There is illegal consideration.
If the argument is that the University agreed to forbear from pursuing its claim, maybe.
But, if I gave no legal claim to your car, am I providing you anything by saying I will let you use it during the week, but not weekends? That is akin to extortion, which is illegal consideration.
But, I don’t know exactly what was claimed by the university.
-Jut
I promise to let you have the painting in your museum for X months if you promise to let me then take it to France for X months, and so on.” They both have legal claims.
These are all valid points. What interests me is how often purchasers of such works in the notorious world of art commerce really don’t know or suspect that the artworks were stolen, and just prefer wilful ignorance.
As a very similar exercise, how many people do you think own property that was stolen from people during the Japanese internment? I actually think that’s a great parallel, because it’s basically the same property issue without the awfulness of the holocaust.
When Japanese people were being shifted out, all of a sudden homes and businesses were being sold at rock bottom prices, buildings were foreclosed, vehicles repossessed, personal items were carted away, the loss of wealth at the time was profound, and it wouldn’t be particularly hard for an unsuspecting person to have benefitted from that. I think it’ll depend on the item… I wouldn’t think twice as to the origin of secondhand jewelry, as an example. Art…. It gets a little better the further we get from the act, and the more hands it passes through, but especially the 20 or so years after the war… People knew.

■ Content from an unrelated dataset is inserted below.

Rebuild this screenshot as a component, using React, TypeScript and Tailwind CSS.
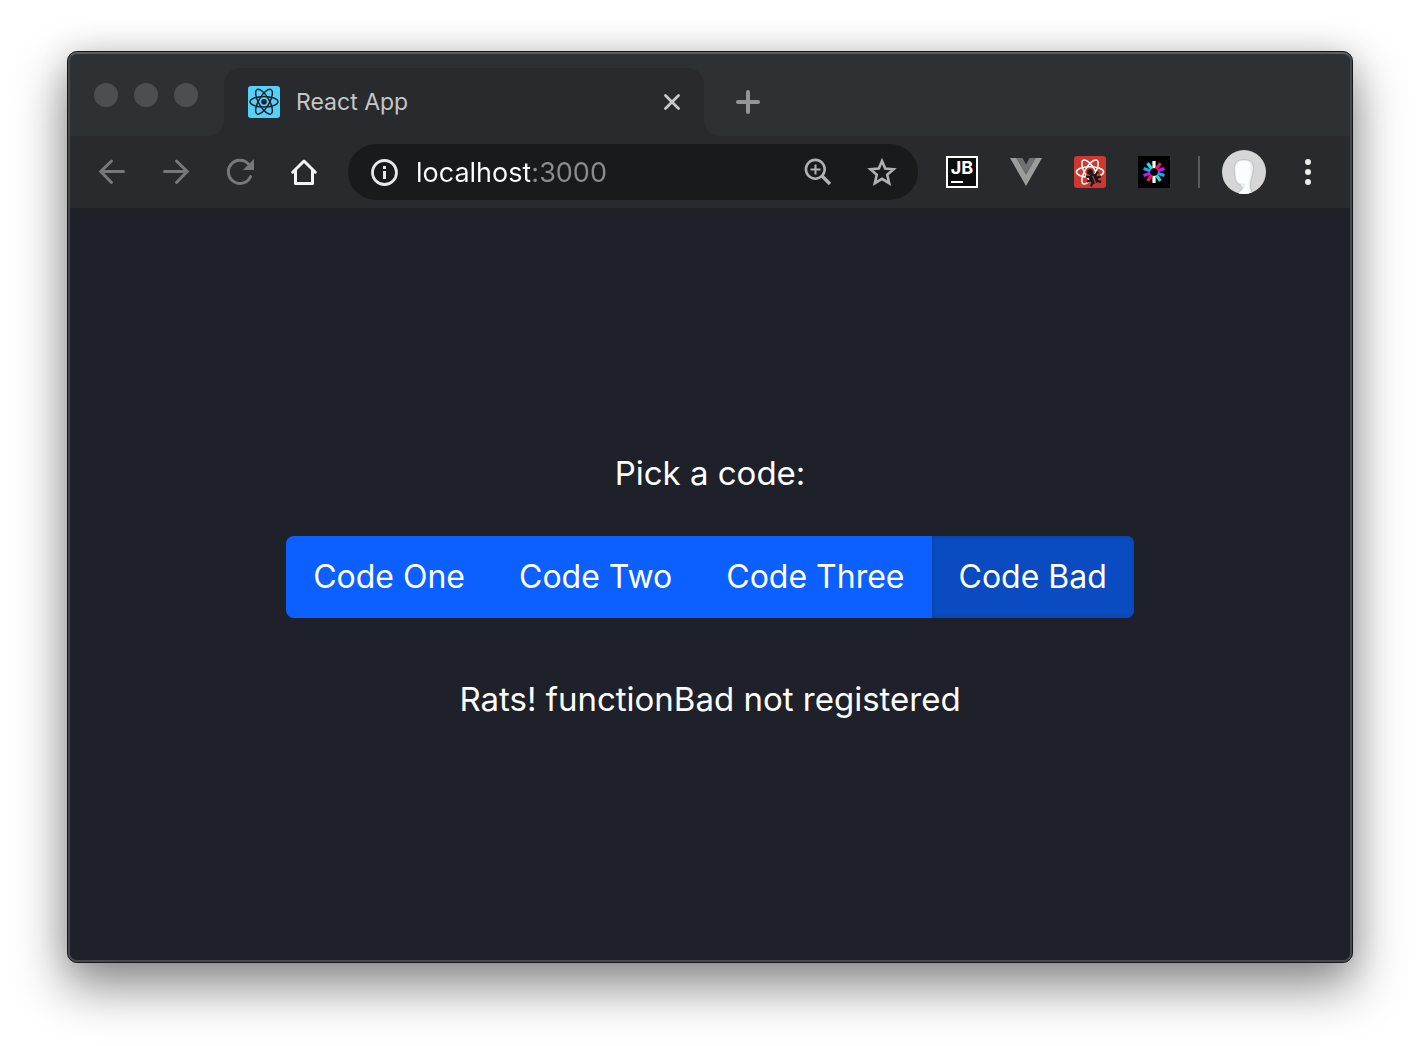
import { useState } from "react";

const codes = ["Code One", "Code Two", "Code Three", "Code Bad"];

function ReactIcon() {
  return (
    <svg viewBox="0 0 32 32" className="size-8 shrink-0" aria-hidden="true">
      <rect width="32" height="32" rx="3" fill="#53d1fd" />
      <g fill="none" stroke="#20232a" strokeWidth="1.5">
        <ellipse cx="16" cy="15.7" rx="14" ry="5.3" />
        <ellipse cx="16" cy="15.7" rx="14" ry="5.3" transform="rotate(60 16 15.7)" />
        <ellipse cx="16" cy="15.7" rx="14" ry="5.3" transform="rotate(120 16 15.7)" />
      </g>
      <circle cx="16" cy="15.7" r="2.8" fill="#20232a" />
    </svg>
  );
}

function BackIcon() {
  return (
    <svg viewBox="0 0 32 32" className="size-8" fill="none" stroke="#77787a" strokeWidth="3" strokeLinecap="round" aria-hidden="true">
      <path d="M27.5 15.5H5M15.5 5L4.8 15.5L15.5 26.5" />
    </svg>
  );
}

function ForwardIcon() {
  return (
    <svg viewBox="0 0 32 32" className="size-8" fill="none" stroke="#77787a" strokeWidth="3" strokeLinecap="round" aria-hidden="true">
      <path d="M4.5 15.5H27M16.5 5L27.2 15.5L16.5 26.5" />
    </svg>
  );
}

function ReloadIcon() {
  return (
    <svg viewBox="0 0 32 32" className="size-8" aria-hidden="true">
      <path d="M24.5 8A11.6 11.6 0 1 0 26.6 20.5" fill="none" stroke="#77787a" strokeWidth="3" strokeLinecap="round" />
      <path d="M30 3V14H19Z" fill="#77787a" />
    </svg>
  );
}

function HomeIcon() {
  return (
    <svg viewBox="0 0 32 32" className="size-8" fill="none" stroke="#f4f4f5" strokeWidth="3" strokeLinejoin="round" strokeLinecap="round" aria-hidden="true">
      <path d="M4.7 16.2L16 5L27.3 16.2M7.5 14.5V27.5H24.5V14.5" />
    </svg>
  );
}

function InfoIcon() {
  return (
    <svg viewBox="0 0 28 28" className="size-7 shrink-0" aria-hidden="true">
      <circle cx="14.5" cy="14.5" r="12" fill="none" stroke="#e8e8e9" strokeWidth="2.8" />
      <path d="M13 8h3v3h-3zM13 13h3v8h-3z" fill="#e8e8e9" />
    </svg>
  );
}

function ZoomIcon() {
  return (
    <svg viewBox="0 0 32 32" className="size-8" fill="none" stroke="#b0b1b2" aria-hidden="true">
      <circle cx="13.3" cy="13.3" r="9.4" strokeWidth="2.6" />
      <path d="M20 20L28 28" strokeWidth="3.4" />
      <path d="M13.5 8.5v10M8.5 13.5h10" strokeWidth="2" />
    </svg>
  );
}

function StarIcon() {
  return (
    <svg viewBox="0 0 32 32" className="size-8" fill="none" stroke="#b0b1b2" strokeWidth="2.6" aria-hidden="true">
      <path d="M16 5L19.2 12.5L27.6 13.3L21.2 18.7L23.2 27.2L16 22.8L8.8 27.2L10.8 18.7L4.4 13.3L12.8 12.5Z" />
    </svg>
  );
}

function VueIcon() {
  return (
    <svg viewBox="0 0 32 32" className="size-8" aria-hidden="true">
      <path d="M0 2H6.5L16 18.5L25.5 2H32L16 30Z" fill="#9c9c9c" />
      <path d="M6.5 2H12.5L16 8.5L19.5 2H25.5L16 18.5Z" fill="#707173" />
    </svg>
  );
}

function ReactDebugIcon() {
  return (
    <svg viewBox="0 0 32 32" className="size-8" aria-hidden="true">
      <rect width="32" height="32" rx="3" fill="#cf372f" />
      <g fill="none" stroke="#fff" strokeWidth="1.5">
        <ellipse cx="16" cy="16" rx="13.6" ry="5.2" />
        <ellipse cx="16" cy="16" rx="13.6" ry="5.2" transform="rotate(60 16 16)" />
        <ellipse cx="16" cy="16" rx="13.6" ry="5.2" transform="rotate(120 16 16)" />
      </g>
      <path d="M15 21L26 18L27 29H16Z" fill="#cf372f" />
      <circle cx="16" cy="15.8" r="2.9" fill="#16181b" />
      <g transform="rotate(-22 16 16)">
        <ellipse cx="17" cy="23.6" rx="4.2" ry="5.2" fill="#16181b" />
        <path d="M10.5 18.5l3.5 2.5M9.5 24h4M11.5 29.5l3-2.5M23.5 18.5l-3.5 2.5M24.5 24h-4M22.5 29.5l-3-2.5" stroke="#16181b" strokeWidth="2.2" />
        <path d="M17 20.5V29" stroke="#cf372f" strokeWidth="1.2" />
      </g>
    </svg>
  );
}

const rays = [
  "#ffffff", "#ff1254", "#cf12f5", "#1ba4f5", "#23e5d5",
  "#ffffff", "#ff1254", "#cf12f5", "#1ba4f5", "#23e5d5",
];

function BurstIcon() {
  return (
    <svg viewBox="0 0 32 32" className="size-8" aria-hidden="true">
      <rect width="32" height="32" fill="#000" />
      {rays.map((color, i) => (
        <rect key={i} x="14.4" y="5" width="3.2" height="7.2" fill={color} transform={`rotate(${i * 36} 16 16)`} />
      ))}
    </svg>
  );
}

function AvatarIcon() {
  return (
    <svg viewBox="0 0 44 44" className="size-11" aria-hidden="true">
      <defs>
        <clipPath id="avatar-circle">
          <circle cx="22" cy="22" r="22" />
        </clipPath>
      </defs>
      <g clipPath="url(#avatar-circle)">
        <rect width="44" height="44" fill="#d6d6d6" />
        <path d="M12.5 22C11.5 13 15 9.5 22 9.5C29 9.5 32.5 13 31.3 21C30.5 27 28 31 28.5 37L30.5 45H12C16 42 20 41 20 38C20 36.5 17 36.5 18.5 34.5C13.5 34 13 29 12.5 22Z" fill="#e6ecf1" stroke="#b0bcc6" strokeWidth="0.8" />
        <path d="M13.5 22C12.5 13 17 11 22 11C28 11 30 14 29 22C28.5 28 26 31 27 37L29 45H14C19 42 23 39 23 33.5L18 33.5C14 31 14 27 13.5 22Z" fill="#fcfdff" />
      </g>
    </svg>
  );
}

function TabStrip() {
  return (
    <div className="flex h-[82px] items-end bg-[#2e3134]">
      <div className="flex h-[82px] w-[138px] shrink-0 items-center gap-4 pl-6">
        <button type="button" aria-label="Close window" className="size-6 rounded-full bg-[#4b4f52]" />
        <button type="button" aria-label="Minimize window" className="size-6 rounded-full bg-[#4b4f52]" />
        <button type="button" aria-label="Zoom window" className="size-6 rounded-full bg-[#4b4f52]" />
      </div>
      <div className="size-4 shrink-0 bg-[#292a2d]">
        <div className="size-4 rounded-br-2xl bg-[#2e3134]" />
      </div>
      <div className="flex h-[68px] w-[480px] items-center gap-4 rounded-t-2xl bg-[#292a2d] px-6">
        <ReactIcon />
        <span className="flex-1 font-[Inter] text-[23px] text-[#c5c6c7]">React App</span>
        <button type="button" aria-label="Close tab">
          <svg viewBox="0 0 16 16" className="size-4" stroke="#c9cacb" strokeWidth="2.8" strokeLinecap="round" aria-hidden="true">
            <path d="M1.5 1.5L14.5 14.5M14.5 1.5L1.5 14.5" />
          </svg>
        </button>
      </div>
      <div className="size-4 shrink-0 bg-[#292a2d]">
        <div className="size-4 rounded-bl-2xl bg-[#2e3134]" />
      </div>
      <button type="button" aria-label="New tab" className="flex h-[68px] items-center px-4">
        <svg viewBox="0 0 24 24" className="size-6" stroke="#919699" strokeWidth="4" strokeLinecap="round" aria-hidden="true">
          <path d="M12 2V22M2 12H22" />
        </svg>
      </button>
    </div>
  );
}

function Toolbar() {
  return (
    <div className="flex h-[72px] items-center bg-[#292a2d] px-[26px]">
      <div className="flex gap-8">
        <button type="button" aria-label="Back"><BackIcon /></button>
        <button type="button" aria-label="Forward"><ForwardIcon /></button>
        <button type="button" aria-label="Reload"><ReloadIcon /></button>
        <button type="button" aria-label="Home"><HomeIcon /></button>
      </div>
      <div className="mx-7 flex h-14 min-w-0 flex-1 items-center rounded-full bg-[#191a1b] pr-5 pl-[22px]">
        <InfoIcon />
        <input
          type="text"
          aria-label="Address"
          defaultValue="localhost:3000"
          className="ml-[18px] min-w-0 flex-1 bg-linear-to-r from-white from-[114px] to-[#8b8c8d] to-[114px] bg-clip-text pt-[2px] font-[Inter] text-[27px] text-transparent caret-white outline-none"
        />
        <div className="flex gap-8">
          <button type="button" aria-label="Zoom level"><ZoomIcon /></button>
          <button type="button" aria-label="Bookmark this page"><StarIcon /></button>
        </div>
      </div>
      <div className="flex gap-8">
        <button type="button" aria-label="JetBrains extension" className="flex size-8 flex-col items-center border-2 border-white bg-[#0c0c0c]">
          <span className="font-[Inter] text-lg leading-5 font-bold text-white">JB</span>
          <span className="mt-[3px] ml-[3px] h-[2px] w-3 self-start bg-white" />
        </button>
        <button type="button" aria-label="Vue extension"><VueIcon /></button>
        <button type="button" aria-label="React extension"><ReactDebugIcon /></button>
        <button type="button" aria-label="Burst extension"><BurstIcon /></button>
      </div>
      <div className="mr-[22px] ml-7 h-8 w-[2px] bg-[#5a5b5e]" />
      <button type="button" aria-label="Profile"><AvatarIcon /></button>
      <button type="button" aria-label="Menu" className="ml-[26px]">
        <svg viewBox="0 0 32 32" className="size-8" fill="#ededee" aria-hidden="true">
          <circle cx="16" cy="6" r="3" />
          <circle cx="16" cy="16" r="3" />
          <circle cx="16" cy="26" r="3" />
        </svg>
      </button>
    </div>
  );
}

function CodePicker() {
  const [active, setActive] = useState("Code Bad");
  return (
    <main className="flex flex-1 flex-col items-center justify-center border-t-2 border-[#202124] bg-[#1e2129] pt-[2px] font-[Inter] text-[33px] leading-[54px] text-white">
      <p>Pick a code:</p>
      <div role="group" aria-label="Codes" className="mt-9 flex overflow-hidden rounded-lg bg-[#0b60ff]">
        {codes.map((code) => (
          <button
            key={code}
            type="button"
            aria-pressed={active === code}
            onClick={() => setActive(code)}
            className="h-[82px] px-[27px] text-[32px] aria-pressed:bg-[#0a4bc1] aria-pressed:inset-shadow-[0_0_4px_#08409f]"
          >
            {code}
          </button>
        ))}
      </div>
      <p className="mt-[54px]">Rats! functionBad not registered</p>
    </main>
  );
}

export default function App() {
  return (
    <div className="flex min-h-screen flex-col bg-white px-[67px] pt-[51px] pb-[83px]">
      <div className="flex flex-1 flex-col overflow-hidden rounded-[10px] border border-[#151618] bg-[#48494d] shadow-[0_22px_50px_2px_rgba(0,0,0,0.45),0_0_30px_rgba(0,0,0,0.1)]">
        <div className="flex flex-1 flex-col overflow-hidden rounded-[9px] border-2 border-[#48494d] border-t-[#5b5f62]">
          <TabStrip />
          <Toolbar />
          <CodePicker />
        </div>
      </div>
    </div>
  );
}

I’m with you on this one, HT. I came back to this post, after seeing the COTD post, preparing to take a mostly contrarian view, but you’ve already done the (better) job. While I strongly sympathize with families and descendants in these situations, and would like to see paths to make them whole, or at least accommodate them as much as possible, Genie’s argument seems a bit too much an overwrought appeal to emotion than a reasoned explanation as to why and how this should be done. (No offense to Genie; most of us would probably feel about the same as she does in this case.)
The University is wrong. If they have any complaint, it is with the provider of the stolen goods. They are free to pursue a civil complaint there for any costs they’ve incurred.
Forswearing and/or subverting a contact is also wrong. The ends cannot justify the means if the means is oathbreaking.
The painting is a hot potato. Who would want to keep it any way? Is the University being shitty? Yes. Are they wrong? Yes. Unethical in keeping it? Yes. But collaborators in mass murder? Come on.
And remind me to never enter into a contract with Leone Meyer.
Yes, that occurred to me as well. Her rationalization is that U of O was dragging out negotiations, so she made the best deal she could, but intended to try to get out of it later. Well, that’s bad faith negotiation.
All true. But what does a state’s purportedly esteemed land grant university lose by giving the painting back? Nothing. What do they gain by keeping it? Calumny. What are the decision makers thinking? Any publicity is good publicity? Are there any reasonable adults involved in running the place? A board of trustees? A governor?
Every single solitary person with their fingers in this pie no matter their role has something to gain.. It is not about the Holocaust, It is not about the rightful owner. It is not even about a contract. It is about a million other things all beginning with this symbol $, and there must be plenty of them. It is an affront to pretend otherwise.